Repeat what the lines below say, word for word, and skip every image.
— BEGIN Information shown —
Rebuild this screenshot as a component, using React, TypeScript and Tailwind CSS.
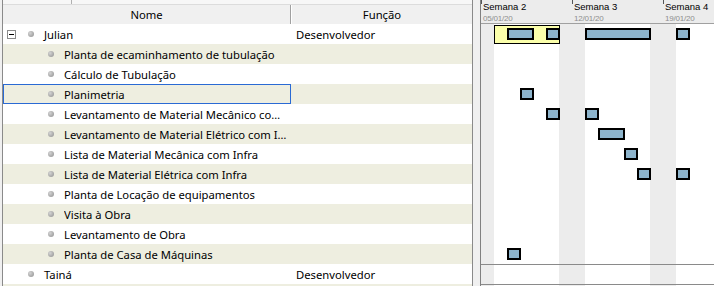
import React from 'react';

type Task = {
  name: string;
  bars: string[];
  focus?: boolean;
};

const tasks: Task[] = [
  { name: 'Planta de ecaminhamento de tubulação', bars: [] },
  { name: 'Cálculo de Tubulação', bars: [] },
  { name: 'Planimetria', bars: ['col-start-4 col-span-1'], focus: true },
  { name: 'Levantamento de Material Mecânico com Infra', bars: ['col-start-6 col-span-1', 'col-start-9 col-span-1'] },
  { name: 'Levantamento de Material Elétrico com Infra', bars: ['col-start-10 col-span-2'] },
  { name: 'Lista de Material Mecânica com Infra', bars: ['col-start-12 col-span-1'] },
  { name: 'Lista de Material Elétrica com Infra', bars: ['col-start-13 col-span-1', 'col-start-16 col-span-1'] },
  { name: 'Planta de Locação de equipamentos', bars: [] },
  { name: 'Visita à Obra', bars: [] },
  { name: 'Levantamento de Obra', bars: [] },
  { name: 'Planta de Casa de Máquinas', bars: ['col-start-3 col-span-1'] },
];

// true = weekend (shaded column)
const days = [true, false, false, false, false, false, true, true, false, false, false, false, false, true, true, false, false, false];

const weeks = [
  { label: 'Semana 2', date: '05/01/20' },
  { label: 'Semana 3', date: '12/01/20' },
  { label: 'Semana 4', date: '19/01/20' },
];

const Bullet = () => (
  <span className="w-[6px] h-[6px] rounded-full bg-[radial-gradient(circle_at_35%_35%,#d4d4d4,#8e8e8e)] shrink-0" />
);

const Bar = ({ cls }: { cls: string }) => (
  <div className={`${cls} row-start-1 h-[12px] w-[calc(100%+1px)] border-2 border-black bg-[#8db4cc]`} />
);

export default function App() {
  return (
    <div className="w-[714px] h-[286px] overflow-hidden flex bg-[#f0f0f0] text-black font-['Noto_Sans',sans-serif] text-[11.25px] leading-[15px]">
      {/* tree / grid side */}
      <div className="w-[473px] pl-[2px] shrink-0 flex flex-col">
        <div className="flex-1 flex flex-col border-l border-r border-[#8a8a8a] bg-white overflow-hidden">
          <div className="h-[4px] shrink-0 bg-[#f7f7f7] flex">
            <div className="w-[69px] border-r border-[#b0b0b0]" />
          </div>
          <div className="h-[20px] shrink-0 flex bg-[#f0f0f0] border-t border-[#dcdcdc]">
            <div className="w-[288px] flex items-center justify-center border-r border-[#a0a0a0]">Nome</div>
            <div className="flex-1 flex items-center justify-center border-l border-white">Função</div>
          </div>

          <div className="h-[20px] shrink-0 flex items-center bg-white">
            <div className="w-[288px] flex items-center">
              <span className="ml-[4px] w-[9px] h-[9px] border border-[#8a8a8a] bg-white flex items-center justify-center">
                <span className="w-[5px] h-px bg-black" />
              </span>
              <span className="ml-[12px] flex"><Bullet /></span>
              <span className="ml-[10px]">Julian</span>
            </div>
            <div className="flex-1 pl-[5px]">Desenvolvedor</div>
          </div>

          {tasks.map((t, i) => (
            <div key={t.name} className={`h-[20px] shrink-0 flex items-center ${i % 2 === 0 ? 'bg-[#eeeee0]' : 'bg-white'}`}>
              <div
                className={`w-[288px] h-full flex items-center pr-[4px] ${
                  t.focus ? 'border border-[#2a6ad4] pl-[44px]' : 'pl-[45px]'
                }`}
              >
                <Bullet />
                <span className="ml-[10px] truncate">{t.name}</span>
              </div>
              <div className="flex-1" />
            </div>
          ))}

          <div className="h-[20px] shrink-0 flex items-center bg-white">
            <div className="w-[288px] flex items-center pl-[25px]">
              <Bullet />
              <span className="ml-[10px]">Tainá</span>
            </div>
            <div className="flex-1 pl-[5px]">Desenvolvedor</div>
          </div>
          <div className="h-[20px] shrink-0 bg-[#eeeee0]" />
        </div>
      </div>

      <div className="w-[7px] shrink-0" />

      {/* gantt side */}
      <div className="flex-1 flex flex-col border-l border-[#808080] font-['Liberation_Sans',Arial,sans-serif]">
        <div className="h-[24px] flex bg-[#ececec] border-b border-[#a0a0a0] shrink-0">
          {weeks.map((w) => (
            <div key={w.label} className="w-[91px] shrink-0 flex">
              <div className="w-px h-[4px] bg-[#555]" />
              <div className="pl-[1px] flex flex-col">
                <span className="text-[9.5px] leading-[10px] mt-[2px]">{w.label}</span>
                <span className="text-[8px] leading-[8px] mt-[3px] -tracking-[0.2px] text-[#8f8f8f]">{w.date}</span>
              </div>
            </div>
          ))}
        </div>

        <div className="relative flex-1">
          <div className="absolute inset-0 flex">
            {days.map((we, i) => (
              <div key={i} className={`w-[13px] shrink-0 h-full ${we ? 'bg-[#ececec]' : 'bg-white'}`} />
            ))}
            <div className="flex-1 bg-white" />
          </div>

          <div className="relative flex flex-col">
            <div className="h-[20px] grid grid-cols-[repeat(18,13px)] items-center">
              <div className="col-start-2 col-span-5 row-start-1 h-[19px] w-[calc(100%+1px)] border border-black bg-[#fbffab]" />
              <Bar cls="col-start-3 col-span-2" />
              <Bar cls="col-start-6 col-span-1" />
              <Bar cls="col-start-9 col-span-5" />
              <Bar cls="col-start-16 col-span-1" />
            </div>
            {tasks.map((t) => (
              <div key={t.name} className="h-[20px] grid grid-cols-[repeat(18,13px)] items-center">
                {t.bars.map((b) => (
                  <Bar key={b} cls={b} />
                ))}
              </div>
            ))}
            <div className="h-[21px] border-y border-[#8a8a8a]" />
          </div>
        </div>
      </div>
    </div>
  );
}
— END Information shown —
* [Exercise solution]
Rebuild this screenshot as a component, using React, TypeScript and Tailwind CSS.
import React from 'react';

type Task = {
  name: string;
  bars: string[];
  focus?: boolean;
};

const tasks: Task[] = [
  { name: 'Planta de ecaminhamento de tubulação', bars: [] },
  { name: 'Cálculo de Tubulação', bars: [] },
  { name: 'Planimetria', bars: ['col-start-4 col-span-1'], focus: true },
  { name: 'Levantamento de Material Mecânico com Infra', bars: ['col-start-6 col-span-1', 'col-start-9 col-span-1'] },
  { name: 'Levantamento de Material Elétrico com Infra', bars: ['col-start-10 col-span-2'] },
  { name: 'Lista de Material Mecânica com Infra', bars: ['col-start-12 col-span-1'] },
  { name: 'Lista de Material Elétrica com Infra', bars: ['col-start-13 col-span-1', 'col-start-16 col-span-1'] },
  { name: 'Planta de Locação de equipamentos', bars: [] },
  { name: 'Visita à Obra', bars: [] },
  { name: 'Levantamento de Obra', bars: [] },
  { name: 'Planta de Casa de Máquinas', bars: ['col-start-3 col-span-1'] },
];

// true = weekend (shaded column)
const days = [true, false, false, false, false, false, true, true, false, false, false, false, false, true, true, false, false, false];

const weeks = [
  { label: 'Semana 2', date: '05/01/20' },
  { label: 'Semana 3', date: '12/01/20' },
  { label: 'Semana 4', date: '19/01/20' },
];

const Bullet = () => (
  <span className="w-[6px] h-[6px] rounded-full bg-[radial-gradient(circle_at_35%_35%,#d4d4d4,#8e8e8e)] shrink-0" />
);

const Bar = ({ cls }: { cls: string }) => (
  <div className={`${cls} row-start-1 h-[12px] w-[calc(100%+1px)] border-2 border-black bg-[#8db4cc]`} />
);

export default function App() {
  return (
    <div className="w-[714px] h-[286px] overflow-hidden flex bg-[#f0f0f0] text-black font-['Noto_Sans',sans-serif] text-[11.25px] leading-[15px]">
      {/* tree / grid side */}
      <div className="w-[473px] pl-[2px] shrink-0 flex flex-col">
        <div className="flex-1 flex flex-col border-l border-r border-[#8a8a8a] bg-white overflow-hidden">
          <div className="h-[4px] shrink-0 bg-[#f7f7f7] flex">
            <div className="w-[69px] border-r border-[#b0b0b0]" />
          </div>
          <div className="h-[20px] shrink-0 flex bg-[#f0f0f0] border-t border-[#dcdcdc]">
            <div className="w-[288px] flex items-center justify-center border-r border-[#a0a0a0]">Nome</div>
            <div className="flex-1 flex items-center justify-center border-l border-white">Função</div>
          </div>

          <div className="h-[20px] shrink-0 flex items-center bg-white">
            <div className="w-[288px] flex items-center">
              <span className="ml-[4px] w-[9px] h-[9px] border border-[#8a8a8a] bg-white flex items-center justify-center">
                <span className="w-[5px] h-px bg-black" />
              </span>
              <span className="ml-[12px] flex"><Bullet /></span>
              <span className="ml-[10px]">Julian</span>
            </div>
            <div className="flex-1 pl-[5px]">Desenvolvedor</div>
          </div>

          {tasks.map((t, i) => (
            <div key={t.name} className={`h-[20px] shrink-0 flex items-center ${i % 2 === 0 ? 'bg-[#eeeee0]' : 'bg-white'}`}>
              <div
                className={`w-[288px] h-full flex items-center pr-[4px] ${
                  t.focus ? 'border border-[#2a6ad4] pl-[44px]' : 'pl-[45px]'
                }`}
              >
                <Bullet />
                <span className="ml-[10px] truncate">{t.name}</span>
              </div>
              <div className="flex-1" />
            </div>
          ))}

          <div className="h-[20px] shrink-0 flex items-center bg-white">
            <div className="w-[288px] flex items-center pl-[25px]">
              <Bullet />
              <span className="ml-[10px]">Tainá</span>
            </div>
            <div className="flex-1 pl-[5px]">Desenvolvedor</div>
          </div>
          <div className="h-[20px] shrink-0 bg-[#eeeee0]" />
        </div>
      </div>

      <div className="w-[7px] shrink-0" />

      {/* gantt side */}
      <div className="flex-1 flex flex-col border-l border-[#808080] font-['Liberation_Sans',Arial,sans-serif]">
        <div className="h-[24px] flex bg-[#ececec] border-b border-[#a0a0a0] shrink-0">
          {weeks.map((w) => (
            <div key={w.label} className="w-[91px] shrink-0 flex">
              <div className="w-px h-[4px] bg-[#555]" />
              <div className="pl-[1px] flex flex-col">
                <span className="text-[9.5px] leading-[10px] mt-[2px]">{w.label}</span>
                <span className="text-[8px] leading-[8px] mt-[3px] -tracking-[0.2px] text-[#8f8f8f]">{w.date}</span>
              </div>
            </div>
          ))}
        </div>

        <div className="relative flex-1">
          <div className="absolute inset-0 flex">
            {days.map((we, i) => (
              <div key={i} className={`w-[13px] shrink-0 h-full ${we ? 'bg-[#ececec]' : 'bg-white'}`} />
            ))}
            <div className="flex-1 bg-white" />
          </div>

          <div className="relative flex flex-col">
            <div className="h-[20px] grid grid-cols-[repeat(18,13px)] items-center">
              <div className="col-start-2 col-span-5 row-start-1 h-[19px] w-[calc(100%+1px)] border border-black bg-[#fbffab]" />
              <Bar cls="col-start-3 col-span-2" />
              <Bar cls="col-start-6 col-span-1" />
              <Bar cls="col-start-9 col-span-5" />
              <Bar cls="col-start-16 col-span-1" />
            </div>
            {tasks.map((t) => (
              <div key={t.name} className="h-[20px] grid grid-cols-[repeat(18,13px)] items-center">
                {t.bars.map((b) => (
                  <Bar key={b} cls={b} />
                ))}
              </div>
            ))}
            <div className="h-[21px] border-y border-[#8a8a8a]" />
          </div>
        </div>
      </div>
    </div>
  );
}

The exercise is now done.